> **What needs to be done**: Everything in the listing except the pictures should be written out exactly.
##########
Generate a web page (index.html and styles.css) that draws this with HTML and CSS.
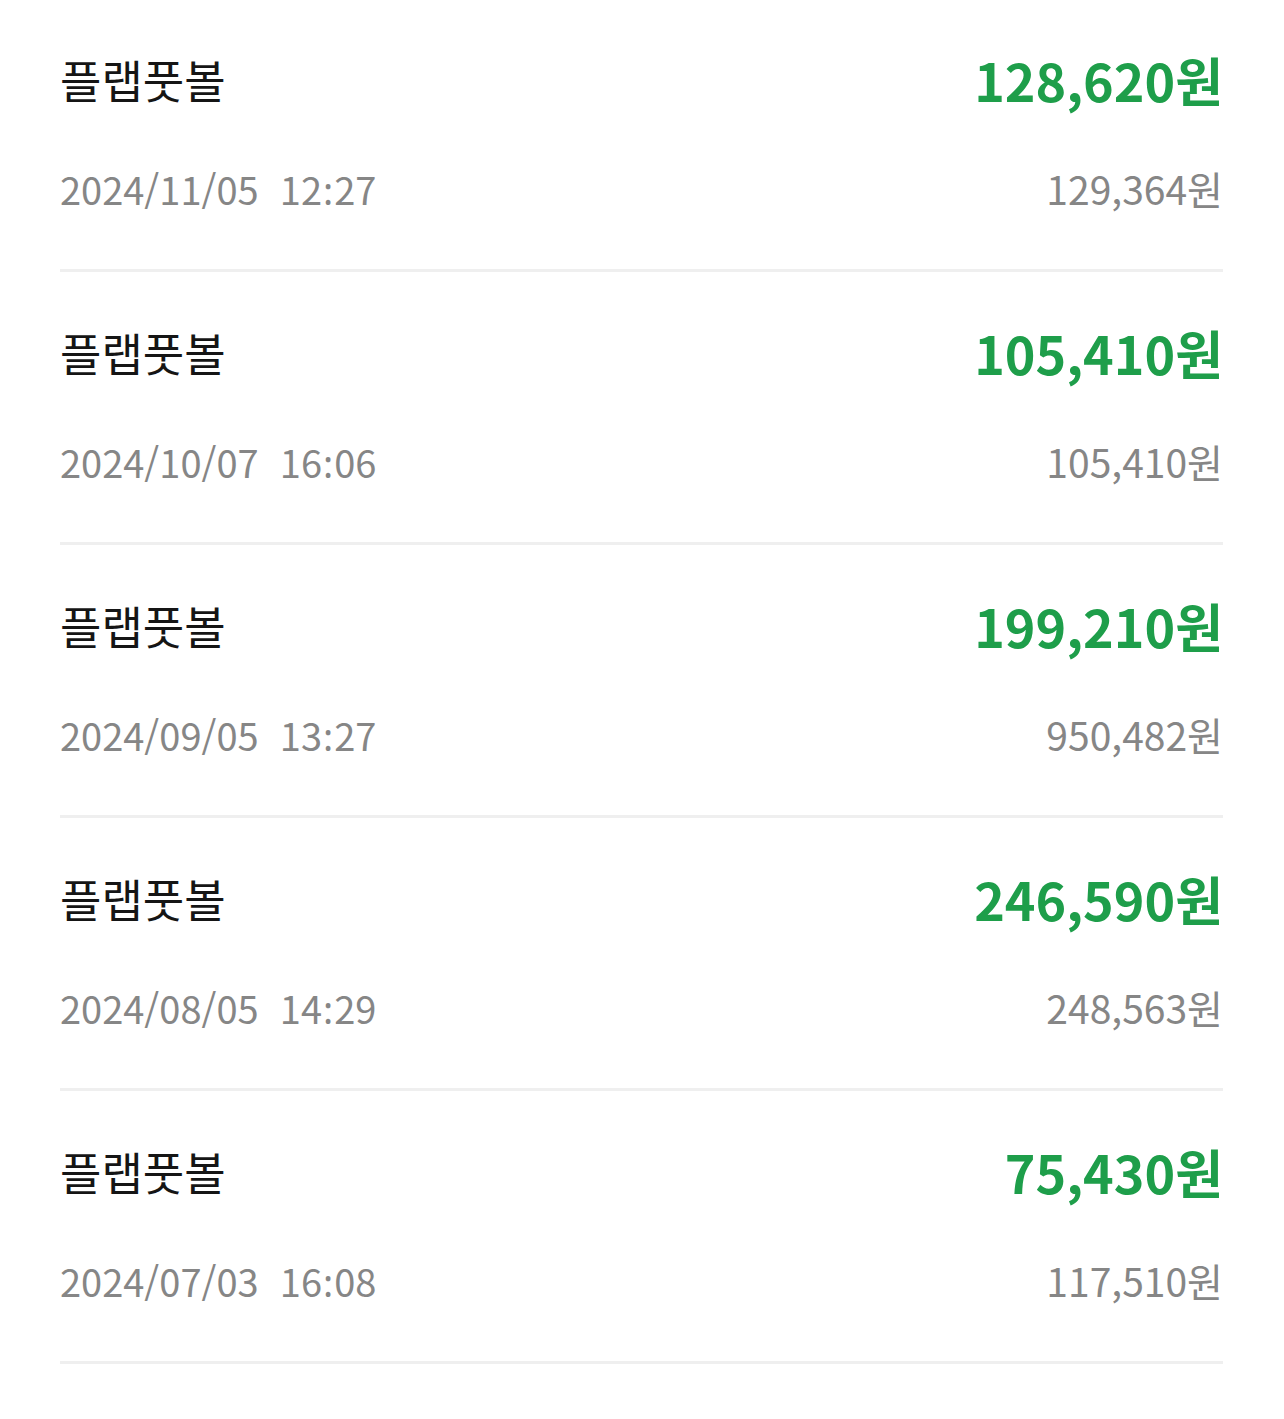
FILE: index.html
```html
<!DOCTYPE html>
<html lang="ko">
<head>
  <meta charset="UTF-8">
  <meta name="viewport" content="width=device-width, initial-scale=1.0">
  <title>결제 내역</title>
  <link rel="stylesheet" href="styles.css">
</head>
<body>
  <ul class="history">
    <li class="item">
      <div class="line">
        <span class="name">플랩풋볼</span>
        <span class="amount">128,620원</span>
      </div>
      <div class="line sub">
        <span class="date">2024/11/05&nbsp;&nbsp;12<span class="colon">:</span>27</span>
        <span class="balance">129,364원</span>
      </div>
    </li>
    <li class="item">
      <div class="line">
        <span class="name">플랩풋볼</span>
        <span class="amount">105,410원</span>
      </div>
      <div class="line sub">
        <span class="date">2024/10/07&nbsp;&nbsp;16<span class="colon">:</span>06</span>
        <span class="balance">105,410원</span>
      </div>
    </li>
    <li class="item">
      <div class="line">
        <span class="name">플랩풋볼</span>
        <span class="amount">199,210원</span>
      </div>
      <div class="line sub">
        <span class="date">2024/09/05&nbsp;&nbsp;13<span class="colon">:</span>27</span>
        <span class="balance">950,482원</span>
      </div>
    </li>
    <li class="item">
      <div class="line">
        <span class="name">플랩풋볼</span>
        <span class="amount">246,590원</span>
      </div>
      <div class="line sub">
        <span class="date">2024/08/05&nbsp;&nbsp;14<span class="colon">:</span>29</span>
        <span class="balance">248,563원</span>
      </div>
    </li>
    <li class="item">
      <div class="line">
        <span class="name">플랩풋볼</span>
        <span class="amount">75,430원</span>
      </div>
      <div class="line sub">
        <span class="date">2024/07/03&nbsp;&nbsp;16<span class="colon">:</span>08</span>
        <span class="balance">117,510원</span>
      </div>
    </li>
  </ul>
</body>
</html>
```

FILE: styles.css
```css
body {
  margin: 0;
  background: #ffffff;
  font-family: "Noto Sans CJK KR", "Noto Sans", sans-serif;
  color: #111111;
}
.history {
  list-style: none;
  margin: -1px 61px 0 60px;
  padding: 0;
}
.item {
  display: flex;
  flex-direction: column;
  padding-top: 50px;
  height: 220px;
  border-bottom: 3px solid #efefef;
}
.line {
  display: flex;
  justify-content: space-between;
  align-items: center;
  height: 60px;
}
.line.sub {
  margin-top: 54px;
  height: 50px;
}
.name {
  font-size: 45px;
  color: #151515;
}
.amount {
  font-size: 52px;
  font-weight: 700;
  color: #1e9e4a;
}
.date {
  font-size: 38px;
  color: #868686;
}
.colon {
  font-family: "Noto Sans", sans-serif;
  padding: 0 1px;
}
.balance {
  font-size: 39px;
  color: #868686;
}
```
##########
> **Result of the exercise**:
Generate a web page (index.html and styles.css) that draws this with HTML and CSS.
FILE: index.html
```html
<!DOCTYPE html>
<html lang="ko">
<head>
  <meta charset="UTF-8">
  <meta name="viewport" content="width=device-width, initial-scale=1.0">
  <title>결제 내역</title>
  <link rel="stylesheet" href="styles.css">
</head>
<body>
  <ul class="history">
    <li class="item">
      <div class="line">
        <span class="name">플랩풋볼</span>
        <span class="amount">128,620원</span>
      </div>
      <div class="line sub">
        <span class="date">2024/11/05&nbsp;&nbsp;12<span class="colon">:</span>27</span>
        <span class="balance">129,364원</span>
      </div>
    </li>
    <li class="item">
      <div class="line">
        <span class="name">플랩풋볼</span>
        <span class="amount">105,410원</span>
      </div>
      <div class="line sub">
        <span class="date">2024/10/07&nbsp;&nbsp;16<span class="colon">:</span>06</span>
        <span class="balance">105,410원</span>
      </div>
    </li>
    <li class="item">
      <div class="line">
        <span class="name">플랩풋볼</span>
        <span class="amount">199,210원</span>
      </div>
      <div class="line sub">
        <span class="date">2024/09/05&nbsp;&nbsp;13<span class="colon">:</span>27</span>
        <span class="balance">950,482원</span>
      </div>
    </li>
    <li class="item">
      <div class="line">
        <span class="name">플랩풋볼</span>
        <span class="amount">246,590원</span>
      </div>
      <div class="line sub">
        <span class="date">2024/08/05&nbsp;&nbsp;14<span class="colon">:</span>29</span>
        <span class="balance">248,563원</span>
      </div>
    </li>
    <li class="item">
      <div class="line">
        <span class="name">플랩풋볼</span>
        <span class="amount">75,430원</span>
      </div>
      <div class="line sub">
        <span class="date">2024/07/03&nbsp;&nbsp;16<span class="colon">:</span>08</span>
        <span class="balance">117,510원</span>
      </div>
    </li>
  </ul>
</body>
</html>
```

FILE: styles.css
```css
body {
  margin: 0;
  background: #ffffff;
  font-family: "Noto Sans CJK KR", "Noto Sans", sans-serif;
  color: #111111;
}
.history {
  list-style: none;
  margin: -1px 61px 0 60px;
  padding: 0;
}
.item {
  display: flex;
  flex-direction: column;
  padding-top: 50px;
  height: 220px;
  border-bottom: 3px solid #efefef;
}
.line {
  display: flex;
  justify-content: space-between;
  align-items: center;
  height: 60px;
}
.line.sub {
  margin-top: 54px;
  height: 50px;
}
.name {
  font-size: 45px;
  color: #151515;
}
.amount {
  font-size: 52px;
  font-weight: 700;
  color: #1e9e4a;
}
.date {
  font-size: 38px;
  color: #868686;
}
.colon {
  font-family: "Noto Sans", sans-serif;
  padding: 0 1px;
}
.balance {
  font-size: 39px;
  color: #868686;
}
```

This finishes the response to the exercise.